Gilroy only has $152,000 per month budgeted for the interest payments on its notes, which anticipates an annual rate of about 4 percent. But an 8-percent interest rate, for example, costs the city about $300,000 a month, meaning Gilroy was set to hemorrhage money until the council voted to buy back its own debt Monday. Each year, principal payments are due Sept. 1, ranging from $1,025,000 in 2006 to $2,425,000 budgeted for 2033.
“We need to take action with (the notes) to avoid further volatility in the interest rates we pay,” Haglund said, adding that the credit crunch has also prevented the city from being able to secure a letter of credit to refinance the notes. Turner said she hopes refinancing could happen by December 2009, but some council members remained skeptical.
“This is like a temporary time-out in the hopes that we’re able to refinance,” Turner said. The worst case scenario, though, would be an inability to refinance due to market conditions, in which case the city would be stuck with its own debt and would have to find a way to pay itself back.
If the city is unable to re-sell the notes and has to shoulder its own debt, “that’s only half your problem, because we’ll still need to pay back the water and sewer funds that took that hit,” Haglund said.
This confused Councilman Craig Gartman, who said, “We were told we would have the funds to purchase (the notes in case of emergency), but based on what I’ve read here, it doesn’t sound like we have enough money to do that,” Gartman said.
It’s not that the city does not have the cash, it just did not expect to spend it now, officials responded.

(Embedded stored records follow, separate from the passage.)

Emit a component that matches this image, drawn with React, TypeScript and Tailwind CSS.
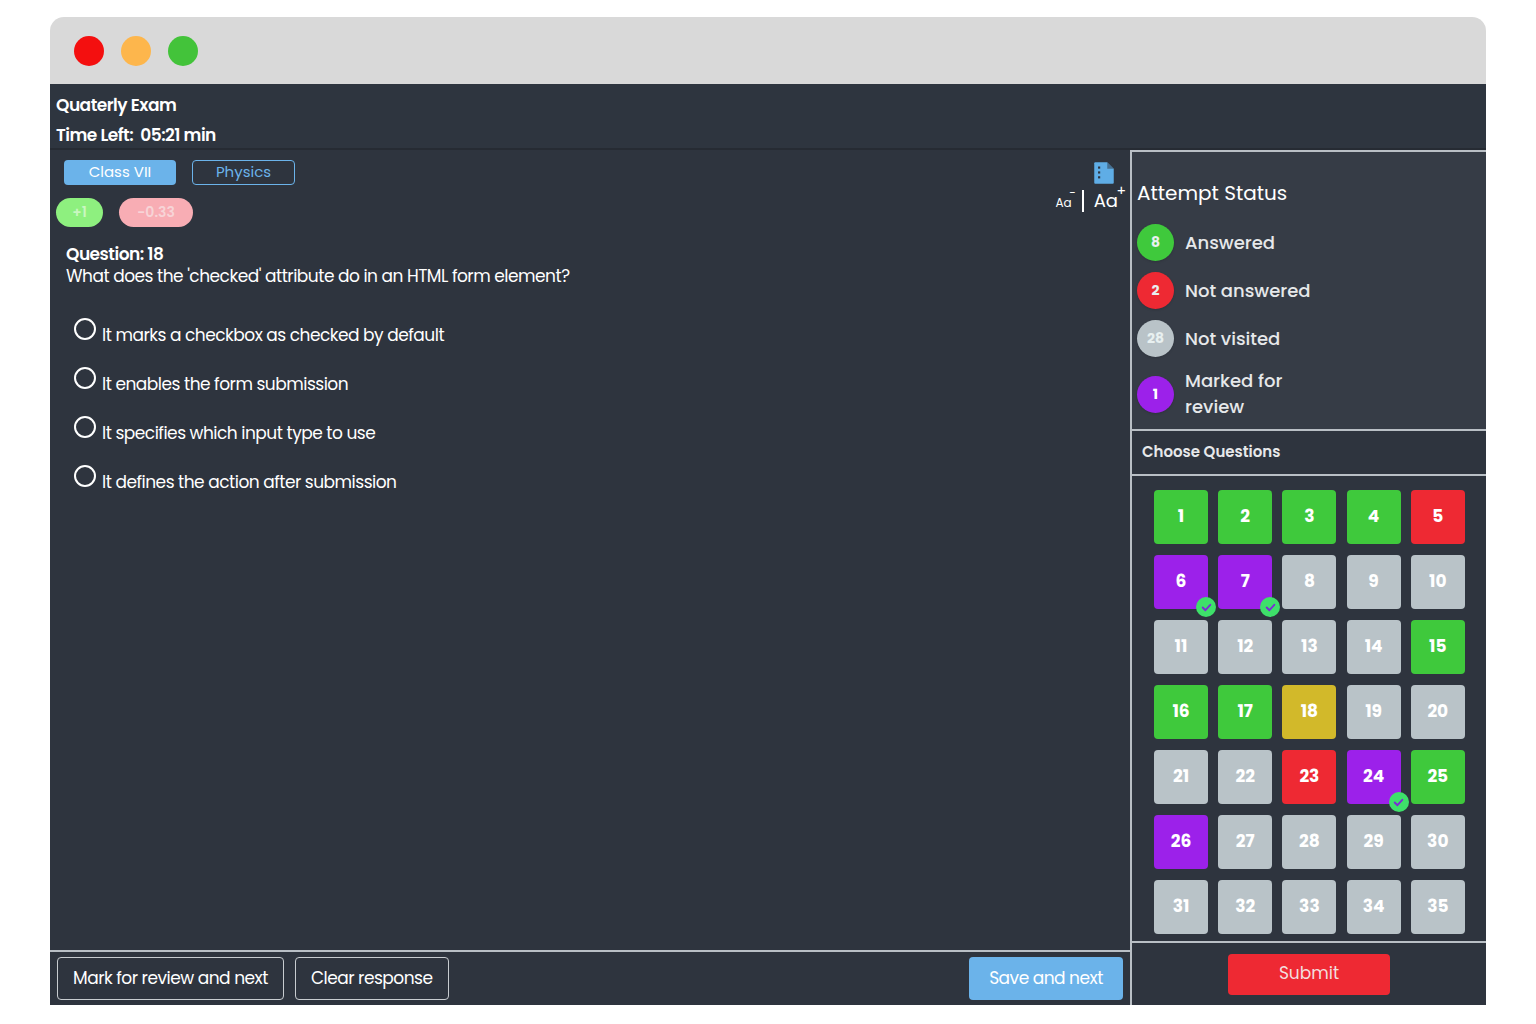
import React from "react";

const colors: Record<string, string> = {
  g: "bg-[#3fc93c]",
  r: "bg-[#ee2933]",
  p: "bg-[#9c21ea]",
  n: "bg-[#b9c3c8]",
  y: "bg-[#d2b92a]",
};
const states = "ggggr ppnnn nnnng ggynn nnrpg pnnnn nnnnn".replace(/ /g, "").split("");
const checked = new Set([6, 7, 24]);

function Check() {
  return (
    <div className="absolute right-[-8px] bottom-[-8px] w-[20px] h-[20px] rounded-full bg-[#3ee06a] flex items-center justify-center">
      <svg width="13" height="13" viewBox="0 0 24 24" fill="none" stroke="#7b2bd6" strokeWidth="3.5" strokeLinecap="round" strokeLinejoin="round">
        <path d="M5 12l5 5 9-10" />
      </svg>
    </div>
  );
}

export default function App() {
  const font = { fontFamily: "Poppins, Inter, 'Noto Sans', sans-serif" };
  return (
    <div className="w-[1536px] h-[1024px] bg-white pt-[17px] px-[50px]" style={font}>
      <div className="w-[1436px] flex flex-col">
        <div className="h-[67px] bg-[#d9d9d9] rounded-t-[14px] flex items-center gap-[17px] pl-[24px]">
          <div className="w-[30px] h-[30px] rounded-full bg-[#f40f0f]" />
          <div className="w-[30px] h-[30px] rounded-full bg-[#fdb64c]" />
          <div className="w-[30px] h-[30px] rounded-full bg-[#43c33a]" />
        </div>
        <div className="h-[66px] bg-[#2e353f] border-b-2 border-[#262b33] px-[6px] pt-[6px] text-white font-semibold text-[17px] tracking-[-0.5px] leading-[30px]">
          <div>Quaterly Exam</div>
          <div>Time Left:&nbsp; 05:21 min</div>
        </div>
        <div className="flex h-[855px] bg-[#2e343e]">
          <div className="w-[1080px] flex flex-col">
            <div className="flex-1 relative px-[14px] pt-[10px]">
              <div className="flex gap-[16px]">
                <div className="w-[112px] h-[25px] rounded bg-[#6bb3ea] text-white text-[15px] flex items-center justify-center">Class VII</div>
                <div className="w-[103px] h-[25px] rounded border border-[#6bb3ea] text-[#6bb3ea] text-[15px] flex items-center justify-center">Physics</div>
              </div>
              <div className="flex gap-[16px] mt-[13px] -ml-[8px]">
                <div className="w-[47px] h-[29px] rounded-full bg-[#8ef07f] text-[#c9f7c0] text-[14px] font-semibold flex items-center justify-center">+1</div>
                <div className="w-[74px] h-[29px] rounded-full bg-[#f8adb4] text-[#f7d4d7] text-[14px] font-semibold flex items-center justify-center">-0.33</div>
              </div>
              <div className="mt-[16px] ml-[2px] text-white text-[17px] tracking-[-0.5px]">
                <div className="font-semibold leading-[22px]">Question: 18</div>
                <div className="leading-[22px]">What does the 'checked' attribute do in an HTML form element?</div>
              </div>
              <div className="mt-[36px] ml-[10px] flex flex-col gap-[25px] text-white text-[17px] tracking-[-0.5px]">
                {["It marks a checkbox as checked by default", "It enables the form submission", "It specifies which input type to use", "It defines the action after submission"].map((t) => (
                  <div key={t} className="flex items-start gap-[6px] h-[24px]">
                    <div className="w-[22px] h-[22px] rounded-full border-2 border-white mt-[-5px]" />
                    <span>{t}</span>
                  </div>
                ))}
              </div>
              <div className="absolute right-[12px] top-[10px] flex flex-col items-end">
                <svg width="26" height="26" viewBox="0 0 24 24" className="mr-[1px]">
                  <path d="M4 2h11l6 6v13a1 1 0 0 1-1 1H4a1 1 0 0 1-1-1V3a1 1 0 0 1 1-1z" fill="#5fade6" />
                  <path d="M15 2v6h6" fill="#2e343e" opacity="0.5" />
                  <rect x="6.5" y="6" width="2" height="2" fill="#2e343e" />
                  <rect x="6.5" y="10.5" width="2" height="2" fill="#2e343e" />
                  <rect x="6.5" y="15" width="2" height="2" fill="#2e343e" />
                </svg>
                <div className="flex items-end mt-[4px] text-white">
                  <span className="relative text-[12px]">Aa<span className="absolute -top-[10px] right-[-4px] text-[12px]">−</span></span>
                  <span className="mx-[10px] w-[2px] h-[22px] bg-white" />
                  <span className="relative text-[18px] leading-[22px]">Aa<span className="absolute -top-[10px] right-[-8px] text-[14px]">+</span></span>
                </div>
              </div>
            </div>
            <div className="h-[55px] border-t-2 border-[#b9bfc5] flex items-center px-[7px] gap-[11px]">
              <button className="h-[43px] px-[15px] rounded border border-[#c8ccd0] text-white text-[17px] tracking-[-0.5px]">Mark for review and next</button>
              <button className="h-[43px] px-[15px] rounded border border-[#c8ccd0] text-white text-[17px] tracking-[-0.5px]">Clear response</button>
              <button className="ml-auto h-[43px] w-[154px] rounded bg-[#6bb3ea] text-white text-[17px] tracking-[-0.5px]">Save and next</button>
            </div>
          </div>
          <div className="w-[356px] border-l-2 border-t-2 border-[#b9bfc5] flex flex-col">
            <div className="h-[277px] bg-[#363c46] px-[5px] pt-[26px]">
              <div className="text-white text-[20px] mb-[10px]">Attempt Status</div>
              {[
                ["8", "bg-[#3fc93c]", "Answered"],
                ["2", "bg-[#ee2933]", "Not answered"],
                ["28", "bg-[#b9c3c8]", "Not visited"],
              ].map(([n, c, l]) => (
                <div key={l} className="flex items-center gap-[11px] h-[48px]">
                  <div className={`w-[37px] h-[37px] rounded-full ${c} text-[#e8f0f0] text-[14px] font-bold flex items-center justify-center shadow`}>{n}</div>
                  <span className="text-[#e6e8ea] text-[18px] font-medium">{l}</span>
                </div>
              ))}
              <div className="flex items-center gap-[11px] mt-[6px]">
                <div className="w-[37px] h-[37px] rounded-full bg-[#9c21ea] text-white text-[14px] font-bold flex items-center justify-center shadow">1</div>
                <span className="text-[#e6e8ea] text-[18px] font-medium leading-[26px]">Marked for<br />review</span>
              </div>
            </div>
            <div className="h-[47px] border-t-2 border-b-2 border-[#b9bfc5] flex items-center px-[10px] text-[#e6e8ea] text-[15px] font-semibold">Choose Questions</div>
            <div className="flex-1 px-[22px] pt-[14px] grid grid-cols-5 gap-x-[11px] gap-y-[11px] content-start">
              {states.map((s, i) => (
                <div key={i} className={`relative w-[54px] h-[54px] rounded ${colors[s]} text-white font-bold text-[17px] flex items-center justify-center`}>
                  {i + 1}
                  {checked.has(i + 1) && <Check />}
                </div>
              ))}
            </div>
            <div className="h-[64px] border-t-2 border-[#b9bfc5] flex items-center justify-center">
              <button className="w-[162px] h-[41px] rounded bg-[#ee2933] text-[#f3dede] text-[17px]">Submit</button>
            </div>
          </div>
        </div>
      </div>
    </div>
  );
}
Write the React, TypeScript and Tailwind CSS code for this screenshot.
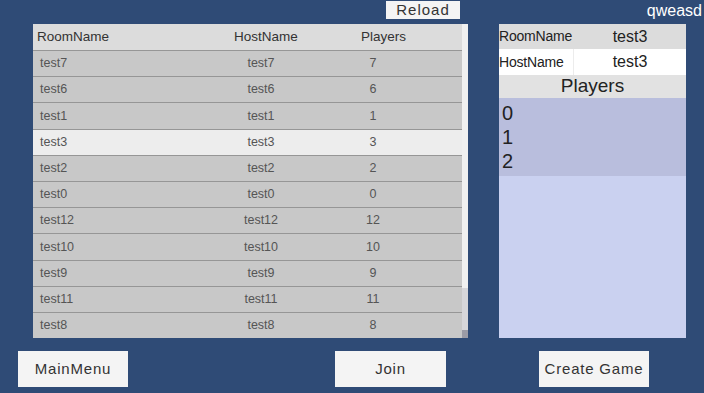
import React from "react";

const rows = [
  ["test7", "test7", "7"],
  ["test6", "test6", "6"],
  ["test1", "test1", "1"],
  ["test3", "test3", "3"],
  ["test2", "test2", "2"],
  ["test0", "test0", "0"],
  ["test12", "test12", "12"],
  ["test10", "test10", "10"],
  ["test9", "test9", "9"],
  ["test11", "test11", "11"],
  ["test8", "test8", "8"],
];

export default function App() {
  return (
    <div
      className="w-[704px] h-[393px] bg-[#2f4b76] overflow-hidden flex flex-col"
      style={{ fontFamily: '"Liberation Sans", Arial, sans-serif' }}
    >
      {/* top bar */}
      <div className="h-[24px] flex items-start">
        <button className="ml-[386px] mt-[1px] w-[74px] h-[18px] bg-[#f4f4f4] text-[#333] text-[15px] tracking-[1px] leading-[18px] flex items-center justify-center">
          Reload
        </button>
        <div className="ml-auto mr-[2px] mt-[1px] text-white text-[16px] leading-[20px]">qweasd</div>
      </div>

      {/* middle */}
      <div className="h-[314px] flex">
        {/* table */}
        <div className="ml-[33px] w-[435px] flex">
          <div className="w-[429px] flex flex-col">
            <div className="h-[26px] bg-[#dcdcdc] flex items-center text-[13.5px] text-[#333]">
              <div className="w-[201px] pl-[4px]">RoomName</div>
              <div className="w-[127px]">HostName</div>
              <div>Players</div>
            </div>
            {rows.map((r, i) => (
              <div
                key={i}
                className={
                  "flex-1 flex items-center text-[12.5px] text-[#555] border-t-[1.5px] border-[#969696] " +
                  (r[0] === "test3" ? "bg-[#ededed] text-[#444]" : "bg-[#c8c8c8]")
                }
              >
                <div className="w-[188px] pl-[7px]">{r[0]}</div>
                <div className="w-[80px] text-center">{r[1]}</div>
                <div className="ml-[32px] w-[80px] text-center">{r[2]}</div>
              </div>
            ))}
          </div>
          <div className="w-[6px] flex flex-col">
            <div className="flex-1 bg-[#f0f0f0]" />
            <div className="h-[42px] bg-[#d6d6da]" />
            <div className="h-[8px] bg-[#9c9ca6]" />
          </div>
        </div>

        {/* right panel */}
        <div className="ml-[31px] w-[187px] flex flex-col">
          <div className="h-[25px] bg-[#dcdcdc] flex items-center">
            <div className="w-[75px] text-[14px] text-[#222] tracking-[-0.2px]">RoomName</div>
            <div className="flex-1 text-center text-[16px] text-[#222]">test3</div>
          </div>
          <div className="h-[26px] bg-white flex items-center">
            <div className="w-[75px] h-full flex items-center border-r border-[#ececec] text-[14px] text-[#222] tracking-[-0.2px]">
              HostName
            </div>
            <div className="flex-1 text-center text-[16px] text-[#222]">test3</div>
          </div>
          <div className="h-[23px] bg-[#e2e2e2] flex items-center justify-center text-[19px] text-[#222]">
            Players
          </div>
          <div className="h-[78px] bg-[#b9bedd] pl-[3px] pt-[3px] text-[20px] leading-[24px] text-[#222]">
            <div>0</div>
            <div>1</div>
            <div>2</div>
          </div>
          <div className="flex-1 bg-[#cad1f0]" />
        </div>
      </div>

      {/* bottom buttons */}
      <div className="mt-[13px] flex">
        <button className="ml-[18px] w-[110px] h-[36px] bg-[#f4f4f4] text-[#333] text-[15px] tracking-[0.8px]">
          MainMenu
        </button>
        <button className="ml-[207px] w-[111px] h-[36px] bg-[#f4f4f4] text-[#333] text-[15px] tracking-[0.8px]">
          Join
        </button>
        <button className="ml-[93px] w-[110px] h-[36px] bg-[#f4f4f4] text-[#333] text-[15px] tracking-[0.8px]">
          Create Game
        </button>
      </div>
    </div>
  );
}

“All of that (cash) is still present, but that was money identified in the water and sewer funds,” which have about $39 million in them. There’s another $4.2 million in another sewer fund, and finance officials plan to pool about $39.8 million from these three sources and then take another $500,000 from a separate debt fund and the remaining $2.4 million from the general fund reserves, which will lower that account to about $14.2 million, down from more than $26 million a year ago.
“We’re obviously in uncharted waters here,” Haglund said. “We have a tremendous amount of work … and I beg your indulgence and patience.”
Mayor Pinheiro also encouraged calm dialogue among the unions and the council, but made it clear to a weary-eyed audience of employees that they should brace for potential lay-offs.
“We need to work together and think of what’s best for community in general,” Pinheiro said.